All that said, today IREX (an offshoot of Philips) announced its very own e-book reader, one that works with the Barnes and Noble e-book store that I talked about a few weeks ago. You can read my reasonably live blog here, but this is a space for my slightly more fleshed out ideas and thoughts. And if you have no interest in reading said thoughts, then may I suggest you, I don’t know, read the latest Dave Meltzer column, or listen to Ron and Fez on Sirius XM.

Put simply, I like it, but maybe I’m biased toward these devices. It’s slightly larger than the Amazon Kindle 2—oh how I can’t wait to see the entirely too predictable “Kindle vs. IREX” articles in the coming days—and lets you do the same thing: read e-books. I think it’s safe to say that Barnes and Noble isn’t some two-bit Internet startup, so it’ll have plenty of support from the major publishers and book industry in general. You get the feeling that Barnes and Noble is to Microsoft as Amazon is to Apple: BN’s been around for ages, and is the de-facto place to buy books in the U S of A, while Amazon is the plucky little thorn in BN’s side, selling essentially the same product (books) in a perhaps more attractive package.
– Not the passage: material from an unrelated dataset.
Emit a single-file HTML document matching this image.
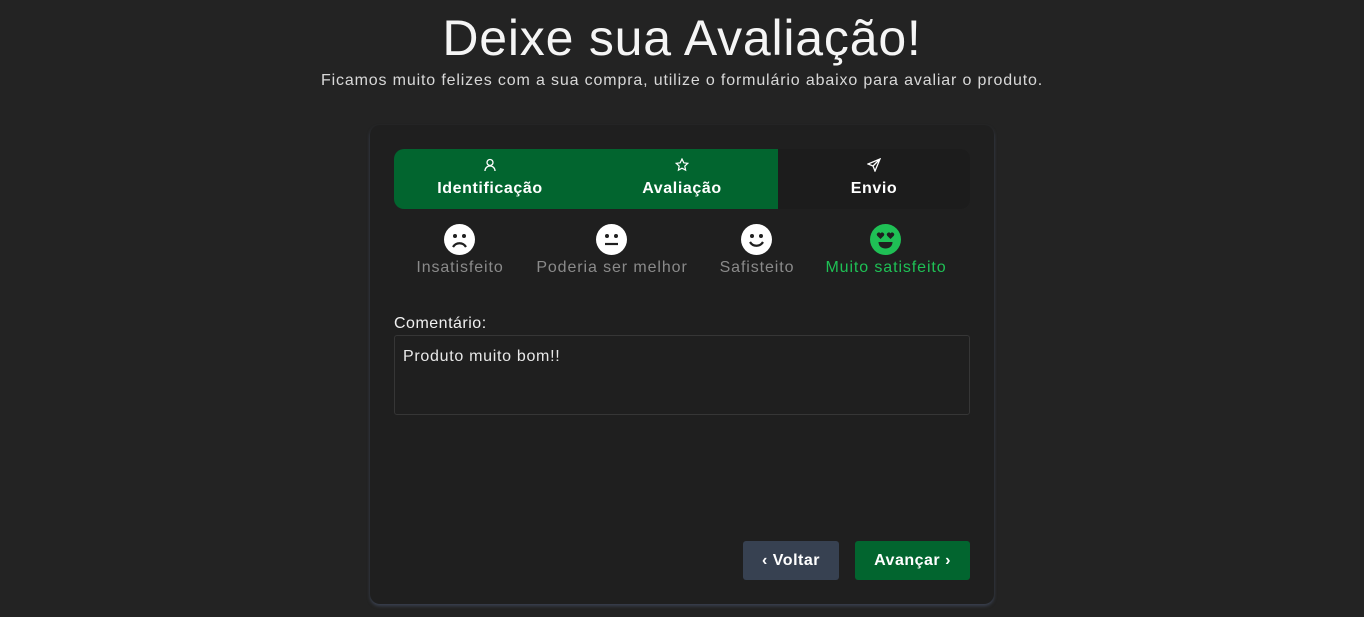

Why leave the house when Amazon will ship every book found in its warehouse to your door, often saving you money in the process? (Of course, now that Apple has become something of a jerk, and Microsoft is earning street cred, this analogy may not hold for long.)

That is to say you won’t be hurting for content to put on your reader.

The screen is large (yes, larger than the Kindle 2’s), and is totally readable. I understand that “totally readable” is nothing less than subjective drivel, but what do you want? I could read it in the little display room it was displayed in. The screen is big enough that your not turning virtual pages every 30 words, and the font is legible. I haven’t used, or seen, the device outdoors in the brightness of the sun, so I can’t say whether or not the device would make a good beach pal. My guess is that is would, but who knows. (The Zune HD, as I’ve found out in the past few days, is pretty damn hard to read on a bright, sunny day. So have fun with that one, fanboys.)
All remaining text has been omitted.